Isso é “refundação”? Aqui e ali vejo tucanos a afirmar que o partido precisa estar mais presente na sociedade”, voltando a ter capilaridade nos movimentos sociais. Voltando? Já teve algum dia esse tipo de inserção que, no fundo, é o modelo petista de partido? O que os tucanos pretendem? Disputar sindicatos com o PT? Vai perder. Disputar movimentos sociais com o PT? Vai perder. Disputar o “coração progressista” da galera com o PT? Vai perder.
Quem deu duas eleições presidenciais ao PSDB foi o Plano Real, não a tal “inserção na sociedade”. Se, por inserção, for entendido aparelhamento da sociedade pelo partido, podem esquecer: esse não é o PSDB; tal espaço já está devidamente ocupado pelo PT e por esquerdistas menos influentes. Um partido de oposição ao lulo-petismo, qualquer que seja ele, logrará sucesso se aprender a ocupar o espaço que, na democracia brasileira, está vago: o do conservadorismo. Foi a mudança segura, “conservadora”, do Plano Real que levou os tucanos ao poder.
O PT se considera tão por cima da carne seca que se dá ao luxo de nomear a oposição que considera qualificada.

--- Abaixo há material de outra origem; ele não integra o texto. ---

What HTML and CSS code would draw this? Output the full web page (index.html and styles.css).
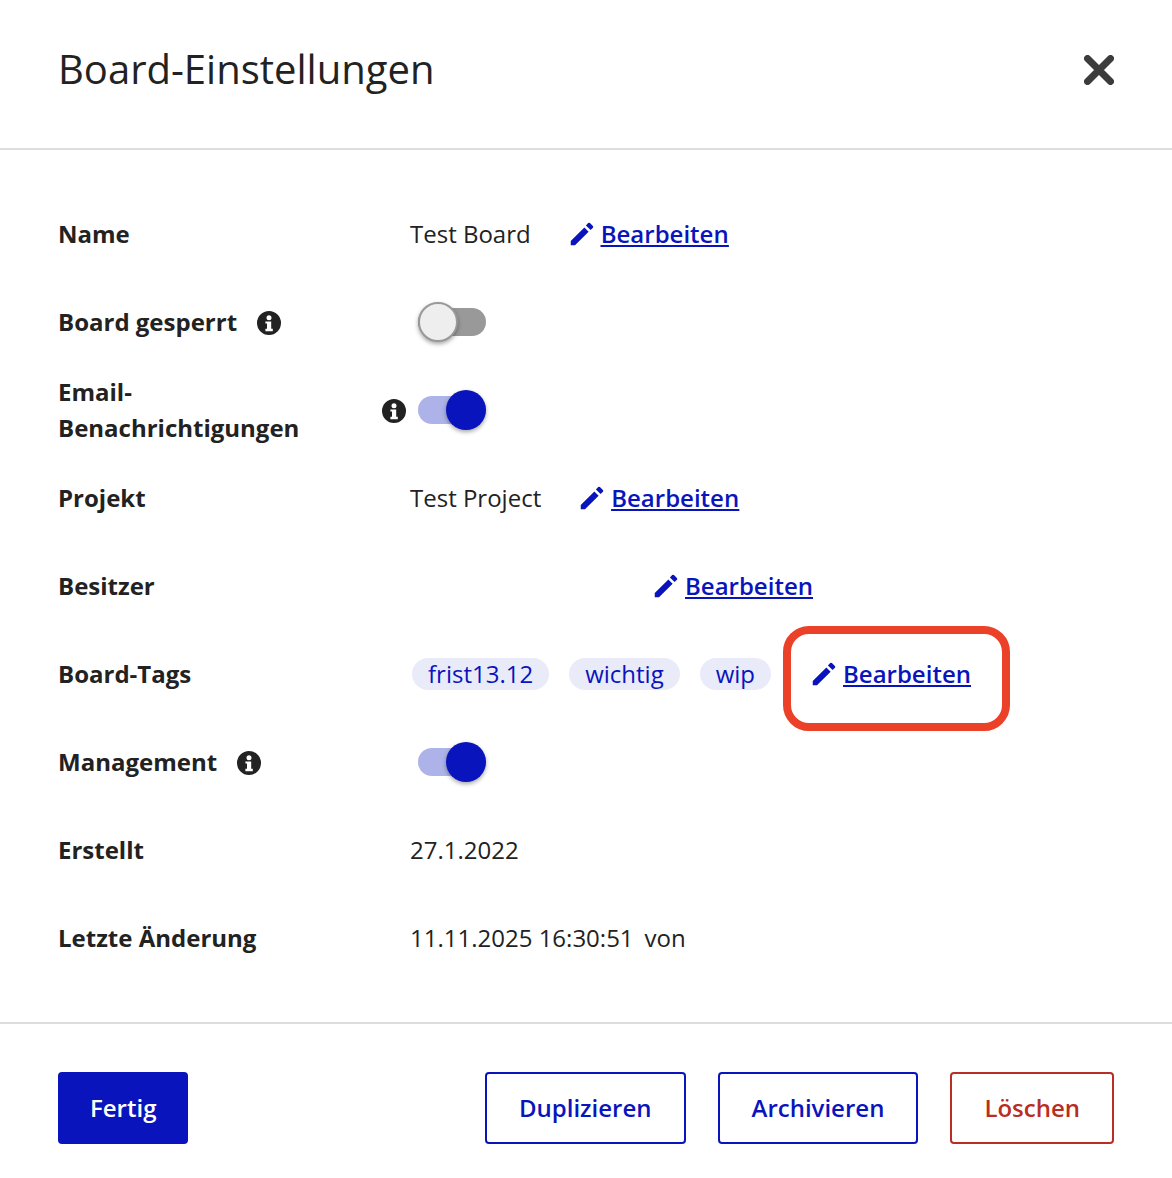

Na semana passada, Tarso Genro, agora governador eleito do Rio Grande do Sul — aquele que queria “refundar” o PT e foi tratorado por José Dirceu — afirmou que uma oposição liderada por Aécio seria mais positiva para o governo Dilma e para o Brasil do que uma liderada por José Serra porque o mineiro seria “mais centrista” do que o paulista, que estaria muito “à direita”. Chegou mesmo a flertar com a possibilidade de apoiar Aécio para a presidência do Senado. Na prática, Genro voltou a exercitar o esporte de certas correntes políticas no Brasil: atacar São Paulo.
Segundo Genro, Serra está mais “à direita” do que Aécio, daí porque, entende ele, este é mais qualificado para liderar a oposição do que aquele — oposição que o ex-ministro da Justiça avalia ter sido muito dura, violenta mesmo!!! Como Taro Genro não conseguiu “refundar” o PT, ele agora tenta ajudar a “refundar” o PSDB, com o interesse que um petista de alto coturno tem no fotalecimento da oposição, naturalmente…

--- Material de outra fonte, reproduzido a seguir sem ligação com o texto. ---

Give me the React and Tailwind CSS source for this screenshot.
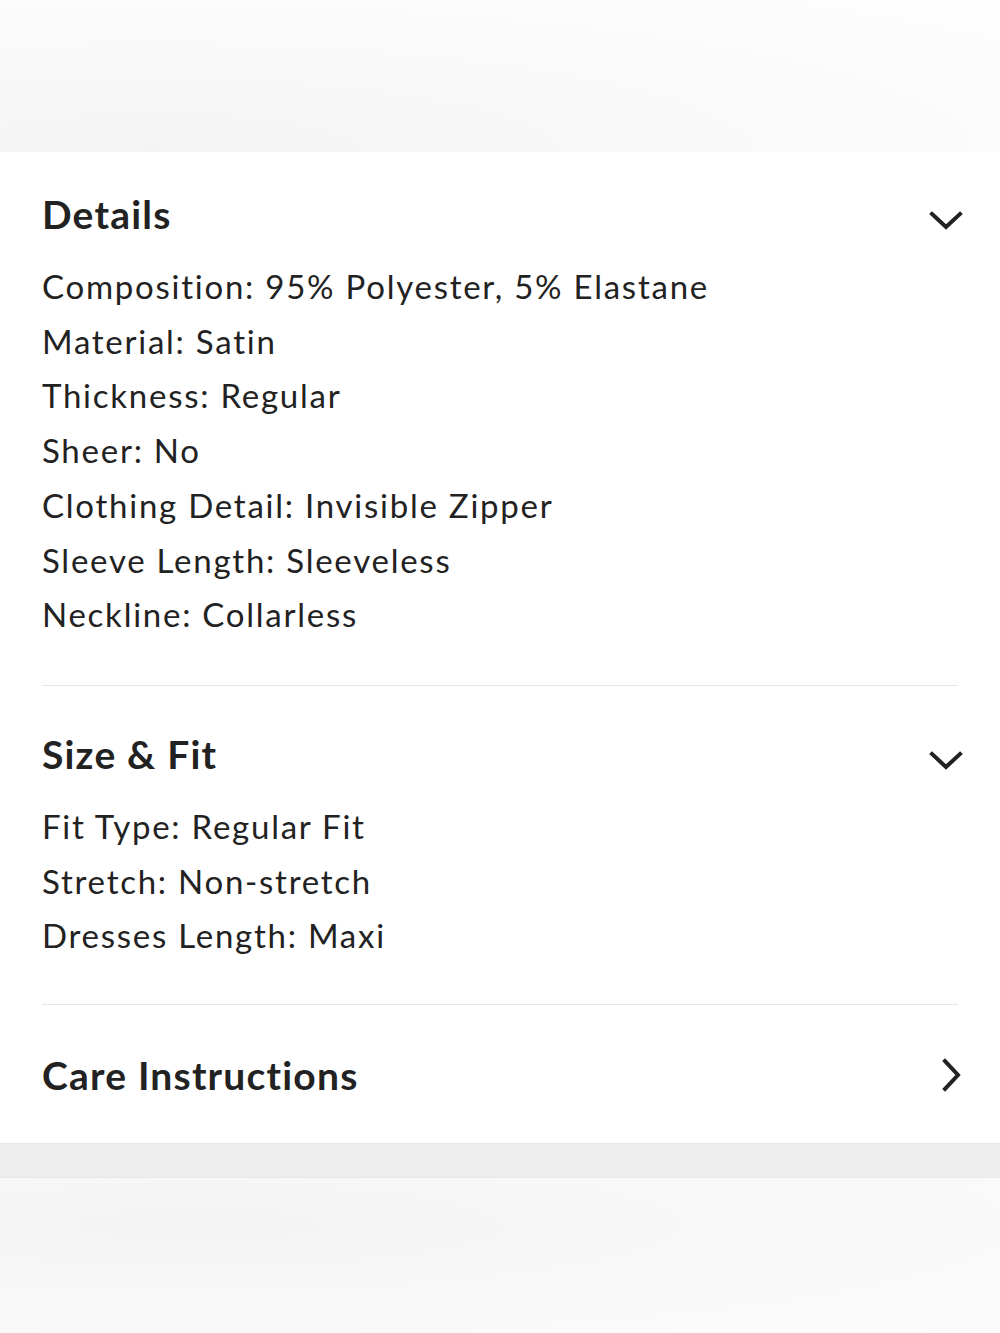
import React from 'react';

const details = [
  'Composition: 95% Polyester, 5% Elastane',
  'Material: Satin',
  'Thickness: Regular',
  'Sheer: No',
  'Clothing Detail: Invisible Zipper',
  'Sleeve Length: Sleeveless',
  'Neckline: Collarless',
];

const sizeFit = ['Fit Type: Regular Fit', 'Stretch: Non-stretch', 'Dresses Length: Maxi'];

const ChevronDown = () => (
  <svg width="36" height="24" viewBox="0 0 36 24" fill="none" stroke="#222" strokeWidth="4" strokeLinecap="square">
    <path d="M4 5 L18 18 L32 5" />
  </svg>
);

const ChevronRight = () => (
  <svg width="24" height="36" viewBox="0 0 24 36" fill="none" stroke="#222" strokeWidth="4" strokeLinecap="square">
    <path d="M5 4 L18 18 L5 32" />
  </svg>
);

const Section = ({ title, items, open, className }) => (
  <div className={className}>
    <div className="flex h-[60px] items-center justify-between">
      <h2 className="text-[39px] font-bold tracking-[1.2px] text-[#222]">{title}</h2>
      <div className={open ? '-mr-[6px] mt-[14px] flex' : '-mr-[6px] flex'}>
        {open ? <ChevronDown /> : <ChevronRight />}
      </div>
    </div>
    {items && (
      <ul className="mt-[15px]">
        {items.map((t) => (
          <li key={t} className="text-[33px] leading-[54.7px] tracking-[1.75px] text-[#222]">
            {t}
          </li>
        ))}
      </ul>
    )}
  </div>
);

export default function App() {
  return (
    <div className="h-[1333px] w-[1000px] bg-white font-['Lato',sans-serif]">
      {/* product image edge */}
      <div className="h-[152px] bg-[radial-gradient(ellipse_at_15%_100%,#f4f4f4,#fafafa_55%,#fefefe)]" />

      <div className="px-[42px]">
        <Section title="Details" items={details} open className="pt-[32px] pb-[43px]" />
        <div className="h-px bg-[#e6e6e6]" />
        <Section title="Size & Fit" items={sizeFit} open className="pt-[38px] pb-[41px]" />
        <div className="h-px bg-[#e6e6e6]" />
        <Section title="Care Instructions" className="pt-[40px] pb-[38px]" />
      </div>

      <div className="h-[35px] border-y border-[#e8e8e8] bg-[#eeeeee]" />
      <div className="h-[156px] bg-[radial-gradient(ellipse_at_20%_30%,#f3f3f3,#f8f8f8_45%,#fbfbfb)]" />
    </div>
  );
}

Partidos perdem e ganham eleições nas democracias consolidadas. Ninguém fica se refundando a cada vitória ou derrota. O PT, por exemplo, não aceitava composição com partido “burguês” em 1989 — recusou o apoio de Ulysses Guimarães contra Fernando Collor naquele ano… Chegou à situação de hoje, quando faz alianças as mais amplas possíveis, sem “refundar” coisa nenhuma: continua, acredite se quiser, a se dizer um partido socialista e interessado em construir uma alternativa universal ao… capitalismo.

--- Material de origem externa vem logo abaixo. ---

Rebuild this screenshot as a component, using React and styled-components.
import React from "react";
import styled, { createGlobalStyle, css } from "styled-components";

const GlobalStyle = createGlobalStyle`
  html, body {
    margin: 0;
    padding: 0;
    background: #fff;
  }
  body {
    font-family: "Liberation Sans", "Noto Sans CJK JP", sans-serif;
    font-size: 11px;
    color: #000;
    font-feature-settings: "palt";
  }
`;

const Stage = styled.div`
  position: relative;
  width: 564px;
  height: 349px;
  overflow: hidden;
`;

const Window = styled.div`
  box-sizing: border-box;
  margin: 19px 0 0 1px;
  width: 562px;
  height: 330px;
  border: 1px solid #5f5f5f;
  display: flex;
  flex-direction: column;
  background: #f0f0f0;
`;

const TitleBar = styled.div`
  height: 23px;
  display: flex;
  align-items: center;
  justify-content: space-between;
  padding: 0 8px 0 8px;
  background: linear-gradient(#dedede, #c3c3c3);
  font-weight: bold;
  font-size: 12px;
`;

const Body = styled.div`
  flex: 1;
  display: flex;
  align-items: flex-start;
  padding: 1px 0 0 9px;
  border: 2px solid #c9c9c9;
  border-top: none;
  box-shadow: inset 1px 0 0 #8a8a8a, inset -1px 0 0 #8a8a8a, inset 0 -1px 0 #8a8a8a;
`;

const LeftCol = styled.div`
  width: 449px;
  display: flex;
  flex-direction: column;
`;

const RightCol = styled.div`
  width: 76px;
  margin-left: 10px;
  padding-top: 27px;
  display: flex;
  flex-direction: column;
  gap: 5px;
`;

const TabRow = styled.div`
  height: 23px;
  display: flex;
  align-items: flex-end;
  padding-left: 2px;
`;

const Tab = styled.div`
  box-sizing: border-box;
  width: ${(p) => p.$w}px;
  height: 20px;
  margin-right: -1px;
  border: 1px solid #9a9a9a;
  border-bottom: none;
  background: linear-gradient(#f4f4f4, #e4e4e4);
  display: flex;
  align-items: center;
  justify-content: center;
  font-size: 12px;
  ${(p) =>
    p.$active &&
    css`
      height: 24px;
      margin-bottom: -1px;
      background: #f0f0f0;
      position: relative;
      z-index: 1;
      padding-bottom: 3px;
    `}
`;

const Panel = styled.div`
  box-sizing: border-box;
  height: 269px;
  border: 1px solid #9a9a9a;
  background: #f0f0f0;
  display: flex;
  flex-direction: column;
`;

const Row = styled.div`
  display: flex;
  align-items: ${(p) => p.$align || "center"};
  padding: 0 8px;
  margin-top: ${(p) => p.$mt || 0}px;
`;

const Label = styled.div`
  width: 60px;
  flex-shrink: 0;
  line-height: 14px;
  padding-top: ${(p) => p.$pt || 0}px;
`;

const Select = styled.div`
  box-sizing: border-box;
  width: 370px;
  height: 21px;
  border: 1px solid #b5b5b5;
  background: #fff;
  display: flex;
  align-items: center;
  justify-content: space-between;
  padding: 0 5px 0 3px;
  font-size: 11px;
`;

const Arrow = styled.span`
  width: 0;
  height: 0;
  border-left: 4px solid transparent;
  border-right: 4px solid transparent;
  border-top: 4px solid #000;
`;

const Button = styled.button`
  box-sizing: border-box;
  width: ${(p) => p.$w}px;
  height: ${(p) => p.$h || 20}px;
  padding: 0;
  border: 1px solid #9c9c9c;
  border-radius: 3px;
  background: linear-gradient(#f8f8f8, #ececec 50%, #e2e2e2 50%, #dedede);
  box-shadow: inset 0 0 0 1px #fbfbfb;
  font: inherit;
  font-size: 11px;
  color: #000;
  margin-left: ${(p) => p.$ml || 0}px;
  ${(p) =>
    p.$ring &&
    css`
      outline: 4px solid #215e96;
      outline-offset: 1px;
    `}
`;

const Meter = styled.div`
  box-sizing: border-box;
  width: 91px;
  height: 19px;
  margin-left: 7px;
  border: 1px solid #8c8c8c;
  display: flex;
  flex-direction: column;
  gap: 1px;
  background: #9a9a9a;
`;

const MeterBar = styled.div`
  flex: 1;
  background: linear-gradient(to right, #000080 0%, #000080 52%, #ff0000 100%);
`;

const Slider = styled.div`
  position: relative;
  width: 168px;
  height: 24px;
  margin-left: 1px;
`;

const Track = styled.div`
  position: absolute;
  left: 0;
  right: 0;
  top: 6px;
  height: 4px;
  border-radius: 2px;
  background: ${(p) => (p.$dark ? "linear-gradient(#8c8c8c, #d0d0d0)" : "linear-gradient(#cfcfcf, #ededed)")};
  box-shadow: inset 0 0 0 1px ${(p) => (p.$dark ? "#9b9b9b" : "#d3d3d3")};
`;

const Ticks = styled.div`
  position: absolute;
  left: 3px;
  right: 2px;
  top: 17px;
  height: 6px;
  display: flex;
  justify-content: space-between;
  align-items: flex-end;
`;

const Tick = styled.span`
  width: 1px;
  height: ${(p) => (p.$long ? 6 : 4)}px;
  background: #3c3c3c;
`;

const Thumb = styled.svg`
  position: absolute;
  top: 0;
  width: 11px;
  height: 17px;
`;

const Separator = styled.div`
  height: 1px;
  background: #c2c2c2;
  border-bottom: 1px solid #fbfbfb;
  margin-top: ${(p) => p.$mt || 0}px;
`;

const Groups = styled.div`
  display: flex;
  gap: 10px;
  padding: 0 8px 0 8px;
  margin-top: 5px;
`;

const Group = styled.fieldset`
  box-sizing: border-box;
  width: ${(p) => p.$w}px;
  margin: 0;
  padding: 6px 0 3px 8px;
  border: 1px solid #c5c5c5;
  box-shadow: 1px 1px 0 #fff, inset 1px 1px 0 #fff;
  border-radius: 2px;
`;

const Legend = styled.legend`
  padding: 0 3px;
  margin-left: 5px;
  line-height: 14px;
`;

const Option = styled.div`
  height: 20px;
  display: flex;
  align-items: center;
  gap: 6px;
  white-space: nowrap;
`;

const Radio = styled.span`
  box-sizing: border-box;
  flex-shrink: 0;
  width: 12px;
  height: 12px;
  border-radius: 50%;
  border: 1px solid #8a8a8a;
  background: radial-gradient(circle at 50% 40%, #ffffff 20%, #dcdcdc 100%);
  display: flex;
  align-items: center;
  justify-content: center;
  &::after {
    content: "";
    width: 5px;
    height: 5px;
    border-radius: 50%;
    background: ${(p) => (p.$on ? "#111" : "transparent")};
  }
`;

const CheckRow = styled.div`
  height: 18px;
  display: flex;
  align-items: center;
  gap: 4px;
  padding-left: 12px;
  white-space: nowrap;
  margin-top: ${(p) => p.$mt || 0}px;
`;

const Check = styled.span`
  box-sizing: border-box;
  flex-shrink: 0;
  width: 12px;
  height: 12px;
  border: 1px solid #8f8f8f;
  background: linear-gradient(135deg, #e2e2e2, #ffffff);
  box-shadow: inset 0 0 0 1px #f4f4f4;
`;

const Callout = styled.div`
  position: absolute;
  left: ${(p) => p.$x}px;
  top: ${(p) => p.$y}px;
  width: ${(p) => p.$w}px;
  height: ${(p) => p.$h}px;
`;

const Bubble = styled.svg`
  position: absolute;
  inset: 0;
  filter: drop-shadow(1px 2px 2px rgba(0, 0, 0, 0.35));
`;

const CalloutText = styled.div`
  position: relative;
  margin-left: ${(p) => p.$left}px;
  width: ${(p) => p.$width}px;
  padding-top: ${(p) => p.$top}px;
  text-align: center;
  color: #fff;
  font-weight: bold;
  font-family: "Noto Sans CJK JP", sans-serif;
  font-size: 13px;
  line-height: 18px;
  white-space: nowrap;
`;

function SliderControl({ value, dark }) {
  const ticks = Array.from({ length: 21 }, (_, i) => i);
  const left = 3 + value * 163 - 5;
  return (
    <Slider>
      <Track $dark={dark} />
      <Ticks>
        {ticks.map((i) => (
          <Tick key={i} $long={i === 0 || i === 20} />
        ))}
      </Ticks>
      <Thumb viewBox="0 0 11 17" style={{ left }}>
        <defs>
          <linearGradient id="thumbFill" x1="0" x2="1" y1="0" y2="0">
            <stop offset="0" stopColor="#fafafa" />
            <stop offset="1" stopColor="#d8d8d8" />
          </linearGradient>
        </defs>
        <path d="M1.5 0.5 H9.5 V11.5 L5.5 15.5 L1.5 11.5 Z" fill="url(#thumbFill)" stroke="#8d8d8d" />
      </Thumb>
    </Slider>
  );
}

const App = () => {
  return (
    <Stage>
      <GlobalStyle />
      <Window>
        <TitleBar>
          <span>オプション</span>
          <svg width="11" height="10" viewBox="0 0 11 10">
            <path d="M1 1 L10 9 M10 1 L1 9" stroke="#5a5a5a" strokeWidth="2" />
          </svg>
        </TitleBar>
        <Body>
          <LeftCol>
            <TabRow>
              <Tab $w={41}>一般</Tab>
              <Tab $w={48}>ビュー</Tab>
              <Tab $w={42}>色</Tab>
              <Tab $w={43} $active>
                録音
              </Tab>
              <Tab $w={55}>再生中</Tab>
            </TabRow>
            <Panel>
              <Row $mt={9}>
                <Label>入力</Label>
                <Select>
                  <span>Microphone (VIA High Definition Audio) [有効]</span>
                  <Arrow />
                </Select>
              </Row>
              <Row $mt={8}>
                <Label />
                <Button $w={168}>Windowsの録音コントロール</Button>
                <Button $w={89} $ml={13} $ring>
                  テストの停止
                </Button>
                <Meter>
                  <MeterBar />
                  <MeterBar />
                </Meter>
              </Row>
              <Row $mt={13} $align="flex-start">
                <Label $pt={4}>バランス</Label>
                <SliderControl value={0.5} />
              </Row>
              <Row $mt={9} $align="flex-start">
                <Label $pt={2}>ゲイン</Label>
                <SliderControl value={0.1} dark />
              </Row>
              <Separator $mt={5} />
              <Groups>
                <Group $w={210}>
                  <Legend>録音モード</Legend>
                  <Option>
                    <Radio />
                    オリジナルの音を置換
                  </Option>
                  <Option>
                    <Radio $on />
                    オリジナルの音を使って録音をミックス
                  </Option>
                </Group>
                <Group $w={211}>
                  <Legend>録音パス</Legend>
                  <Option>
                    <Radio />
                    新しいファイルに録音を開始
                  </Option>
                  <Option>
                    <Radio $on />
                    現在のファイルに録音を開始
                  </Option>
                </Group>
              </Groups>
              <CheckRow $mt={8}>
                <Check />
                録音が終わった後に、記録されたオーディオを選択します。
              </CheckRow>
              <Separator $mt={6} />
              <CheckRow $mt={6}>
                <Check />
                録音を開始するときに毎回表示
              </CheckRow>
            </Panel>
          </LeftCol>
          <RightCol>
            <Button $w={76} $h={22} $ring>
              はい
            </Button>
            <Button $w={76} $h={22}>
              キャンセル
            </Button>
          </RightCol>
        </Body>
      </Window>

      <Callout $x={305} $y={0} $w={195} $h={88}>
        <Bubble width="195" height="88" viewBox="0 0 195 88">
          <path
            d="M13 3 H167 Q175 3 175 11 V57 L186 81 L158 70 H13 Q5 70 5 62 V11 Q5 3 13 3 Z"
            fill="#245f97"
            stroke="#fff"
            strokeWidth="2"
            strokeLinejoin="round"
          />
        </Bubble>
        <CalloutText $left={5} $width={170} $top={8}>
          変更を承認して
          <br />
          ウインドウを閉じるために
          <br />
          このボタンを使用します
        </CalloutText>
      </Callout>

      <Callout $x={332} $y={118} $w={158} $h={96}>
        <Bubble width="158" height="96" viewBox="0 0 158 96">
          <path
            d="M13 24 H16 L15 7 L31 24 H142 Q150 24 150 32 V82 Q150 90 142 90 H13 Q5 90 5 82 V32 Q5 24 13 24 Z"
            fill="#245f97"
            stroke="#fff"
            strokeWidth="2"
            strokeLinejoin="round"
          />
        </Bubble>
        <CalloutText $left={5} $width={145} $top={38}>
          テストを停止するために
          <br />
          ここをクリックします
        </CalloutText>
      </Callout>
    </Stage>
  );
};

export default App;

O PSDB não precisa de “refundação” para valorizar sua história, descobrir o brasileiro pagador de impostos e atentar para o fato de que amplas camadas do eleitorado — a provável maioria — cultiva valores conservadores. Serra, Aécio ou J. Pinto Fernandes (o “que ainda não havia entrado na história”, no poema de Drummond) deve comandar esse processo? Sei lá eu. O que sei é que Tarso Genro não chega a ser a pessoa mais indicada para escolher o líder da oposição — e Aécio não tem nada com isso; não creio que a admiração devotada do petista lhe possa ser especialmente útil, diga-se.
Noves fora, uma coisa é certa: um partido de oposição costuma fazer… oposição! E sem pedir desculpas por isso, como se não fosse esse o papel que lhe delegou a democracia.